--- start DATA PROVIDED ---

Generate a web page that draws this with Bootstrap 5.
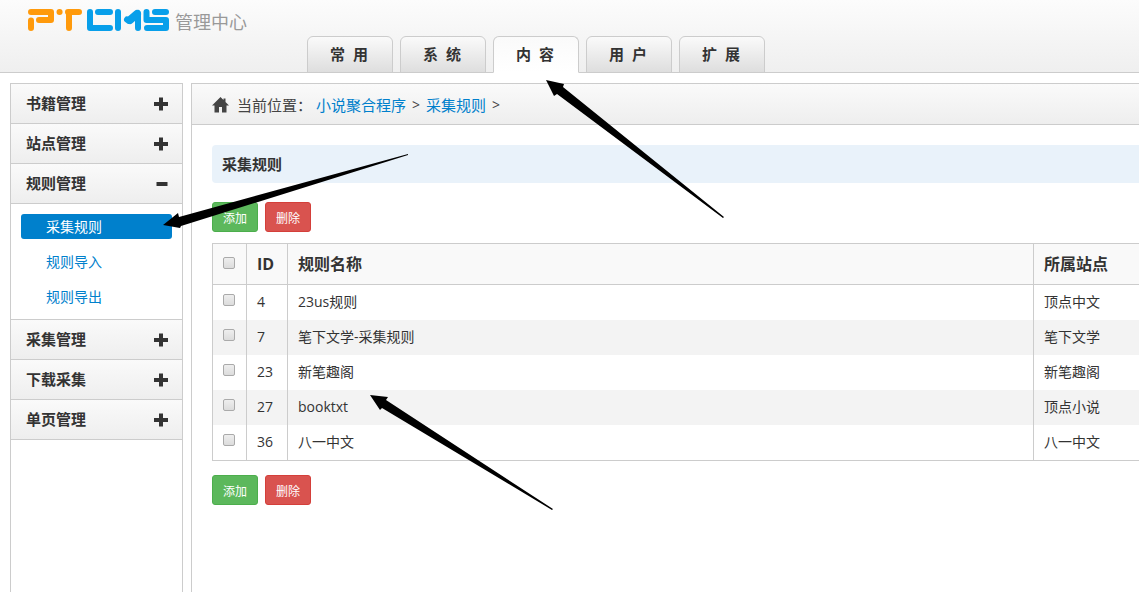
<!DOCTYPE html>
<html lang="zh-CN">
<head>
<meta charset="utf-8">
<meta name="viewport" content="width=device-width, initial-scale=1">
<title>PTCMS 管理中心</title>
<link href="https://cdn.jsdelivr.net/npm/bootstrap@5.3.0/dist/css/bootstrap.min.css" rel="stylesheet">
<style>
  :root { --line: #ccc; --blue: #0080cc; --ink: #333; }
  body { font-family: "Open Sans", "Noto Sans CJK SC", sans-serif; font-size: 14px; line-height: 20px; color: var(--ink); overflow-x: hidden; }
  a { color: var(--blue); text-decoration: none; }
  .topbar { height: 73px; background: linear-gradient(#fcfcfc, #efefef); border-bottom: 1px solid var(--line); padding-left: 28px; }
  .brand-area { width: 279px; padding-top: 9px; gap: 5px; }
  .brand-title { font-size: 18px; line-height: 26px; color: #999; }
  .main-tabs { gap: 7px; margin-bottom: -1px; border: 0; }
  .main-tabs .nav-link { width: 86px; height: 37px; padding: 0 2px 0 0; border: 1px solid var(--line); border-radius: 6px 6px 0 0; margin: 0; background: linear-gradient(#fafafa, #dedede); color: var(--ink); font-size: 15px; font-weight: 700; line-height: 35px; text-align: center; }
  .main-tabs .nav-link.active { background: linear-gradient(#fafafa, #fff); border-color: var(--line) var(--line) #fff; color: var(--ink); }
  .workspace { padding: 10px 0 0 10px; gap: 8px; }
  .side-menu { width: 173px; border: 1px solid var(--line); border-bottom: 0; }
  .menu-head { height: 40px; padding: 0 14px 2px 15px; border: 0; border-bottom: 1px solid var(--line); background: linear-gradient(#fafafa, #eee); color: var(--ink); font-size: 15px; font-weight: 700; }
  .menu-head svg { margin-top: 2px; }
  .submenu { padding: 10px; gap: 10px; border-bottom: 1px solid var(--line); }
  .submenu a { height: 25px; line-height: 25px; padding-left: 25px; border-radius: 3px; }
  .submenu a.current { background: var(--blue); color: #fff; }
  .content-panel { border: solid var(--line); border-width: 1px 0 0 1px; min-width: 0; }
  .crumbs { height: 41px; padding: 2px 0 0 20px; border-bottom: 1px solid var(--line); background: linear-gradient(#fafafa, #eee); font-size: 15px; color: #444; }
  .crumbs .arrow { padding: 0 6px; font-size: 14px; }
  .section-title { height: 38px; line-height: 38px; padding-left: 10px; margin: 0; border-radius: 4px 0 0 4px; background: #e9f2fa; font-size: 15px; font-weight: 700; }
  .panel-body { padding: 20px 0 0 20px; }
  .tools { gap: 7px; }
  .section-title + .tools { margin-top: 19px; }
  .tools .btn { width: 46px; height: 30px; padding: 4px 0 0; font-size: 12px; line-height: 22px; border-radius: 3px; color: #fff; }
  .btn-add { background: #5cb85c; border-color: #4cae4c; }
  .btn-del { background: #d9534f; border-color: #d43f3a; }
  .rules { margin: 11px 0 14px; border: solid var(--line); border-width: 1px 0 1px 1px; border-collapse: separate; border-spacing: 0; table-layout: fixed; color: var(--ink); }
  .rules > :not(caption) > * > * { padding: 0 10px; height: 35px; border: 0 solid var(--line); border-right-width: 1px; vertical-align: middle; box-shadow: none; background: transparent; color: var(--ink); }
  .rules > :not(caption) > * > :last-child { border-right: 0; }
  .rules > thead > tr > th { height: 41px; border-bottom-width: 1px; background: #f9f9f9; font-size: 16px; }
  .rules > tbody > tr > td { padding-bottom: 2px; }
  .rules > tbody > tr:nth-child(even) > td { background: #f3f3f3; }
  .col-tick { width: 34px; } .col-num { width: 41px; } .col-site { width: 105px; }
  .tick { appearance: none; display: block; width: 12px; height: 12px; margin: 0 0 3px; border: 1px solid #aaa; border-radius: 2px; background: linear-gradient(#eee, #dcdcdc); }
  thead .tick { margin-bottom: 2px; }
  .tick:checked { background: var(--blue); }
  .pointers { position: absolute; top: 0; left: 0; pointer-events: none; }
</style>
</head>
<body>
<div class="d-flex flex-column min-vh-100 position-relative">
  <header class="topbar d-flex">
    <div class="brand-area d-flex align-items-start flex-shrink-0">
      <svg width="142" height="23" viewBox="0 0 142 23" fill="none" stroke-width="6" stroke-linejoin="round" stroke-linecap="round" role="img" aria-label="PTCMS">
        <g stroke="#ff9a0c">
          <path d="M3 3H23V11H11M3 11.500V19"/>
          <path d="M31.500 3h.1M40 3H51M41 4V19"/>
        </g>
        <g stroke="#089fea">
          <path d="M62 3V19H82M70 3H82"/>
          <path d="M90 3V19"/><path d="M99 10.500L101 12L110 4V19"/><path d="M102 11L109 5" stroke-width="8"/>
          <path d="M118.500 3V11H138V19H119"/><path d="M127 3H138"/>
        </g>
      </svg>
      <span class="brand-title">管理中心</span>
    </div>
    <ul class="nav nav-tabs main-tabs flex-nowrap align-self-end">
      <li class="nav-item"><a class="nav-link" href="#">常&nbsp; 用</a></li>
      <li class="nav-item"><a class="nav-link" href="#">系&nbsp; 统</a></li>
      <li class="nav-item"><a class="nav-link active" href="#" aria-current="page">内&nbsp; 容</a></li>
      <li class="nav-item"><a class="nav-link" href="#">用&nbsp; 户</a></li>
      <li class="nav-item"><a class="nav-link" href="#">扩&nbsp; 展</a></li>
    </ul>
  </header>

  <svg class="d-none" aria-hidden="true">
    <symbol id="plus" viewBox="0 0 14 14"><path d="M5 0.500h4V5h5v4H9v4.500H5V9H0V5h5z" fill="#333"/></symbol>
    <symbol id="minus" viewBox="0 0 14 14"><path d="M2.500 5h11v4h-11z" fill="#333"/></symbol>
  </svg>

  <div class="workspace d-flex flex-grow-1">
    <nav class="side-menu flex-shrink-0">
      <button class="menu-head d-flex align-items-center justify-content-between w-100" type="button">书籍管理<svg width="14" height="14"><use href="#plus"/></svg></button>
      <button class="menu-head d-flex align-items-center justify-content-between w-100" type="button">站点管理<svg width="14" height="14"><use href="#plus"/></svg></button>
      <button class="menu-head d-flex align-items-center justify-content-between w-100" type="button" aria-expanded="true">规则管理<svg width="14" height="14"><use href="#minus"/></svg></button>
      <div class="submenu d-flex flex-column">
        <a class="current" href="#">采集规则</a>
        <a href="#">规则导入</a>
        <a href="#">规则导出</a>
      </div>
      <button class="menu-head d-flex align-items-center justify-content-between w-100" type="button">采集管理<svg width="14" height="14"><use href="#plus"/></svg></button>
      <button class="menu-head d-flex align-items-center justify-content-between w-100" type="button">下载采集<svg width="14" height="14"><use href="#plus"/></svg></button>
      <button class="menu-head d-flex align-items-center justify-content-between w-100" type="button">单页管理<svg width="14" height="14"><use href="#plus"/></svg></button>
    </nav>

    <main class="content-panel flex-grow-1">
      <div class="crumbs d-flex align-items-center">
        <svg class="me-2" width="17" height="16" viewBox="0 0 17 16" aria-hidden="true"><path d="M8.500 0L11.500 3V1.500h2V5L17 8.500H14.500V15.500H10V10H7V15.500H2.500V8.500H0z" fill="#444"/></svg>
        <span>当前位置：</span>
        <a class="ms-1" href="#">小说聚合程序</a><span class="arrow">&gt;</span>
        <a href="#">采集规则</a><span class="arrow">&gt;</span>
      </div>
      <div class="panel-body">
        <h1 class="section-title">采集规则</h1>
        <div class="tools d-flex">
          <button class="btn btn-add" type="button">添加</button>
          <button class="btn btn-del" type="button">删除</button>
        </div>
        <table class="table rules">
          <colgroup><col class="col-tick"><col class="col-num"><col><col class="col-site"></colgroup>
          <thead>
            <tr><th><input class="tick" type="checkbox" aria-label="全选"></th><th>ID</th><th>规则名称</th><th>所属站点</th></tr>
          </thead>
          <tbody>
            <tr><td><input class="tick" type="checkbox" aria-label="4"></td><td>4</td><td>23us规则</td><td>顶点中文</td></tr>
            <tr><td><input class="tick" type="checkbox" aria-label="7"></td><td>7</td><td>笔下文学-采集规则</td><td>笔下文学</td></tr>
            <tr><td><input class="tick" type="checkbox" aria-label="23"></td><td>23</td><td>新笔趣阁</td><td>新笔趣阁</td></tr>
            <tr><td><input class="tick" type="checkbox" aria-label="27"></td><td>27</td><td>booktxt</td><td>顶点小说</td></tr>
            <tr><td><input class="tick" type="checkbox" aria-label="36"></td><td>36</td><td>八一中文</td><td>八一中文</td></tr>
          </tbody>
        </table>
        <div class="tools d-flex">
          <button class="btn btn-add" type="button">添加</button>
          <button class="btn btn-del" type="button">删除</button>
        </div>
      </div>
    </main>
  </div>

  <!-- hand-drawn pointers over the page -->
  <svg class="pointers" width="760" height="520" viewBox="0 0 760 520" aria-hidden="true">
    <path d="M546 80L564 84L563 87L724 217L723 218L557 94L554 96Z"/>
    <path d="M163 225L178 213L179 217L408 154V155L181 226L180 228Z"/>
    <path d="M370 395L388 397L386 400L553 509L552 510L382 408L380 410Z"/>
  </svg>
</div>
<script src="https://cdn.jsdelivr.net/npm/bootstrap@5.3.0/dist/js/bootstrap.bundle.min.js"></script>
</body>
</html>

--- end DATA PROVIDED ---

→ **TASK STATEMENT**: Say how many lines contain the string "page", giving nothing but the count.

→ **FINISHED EXERCISE**: 3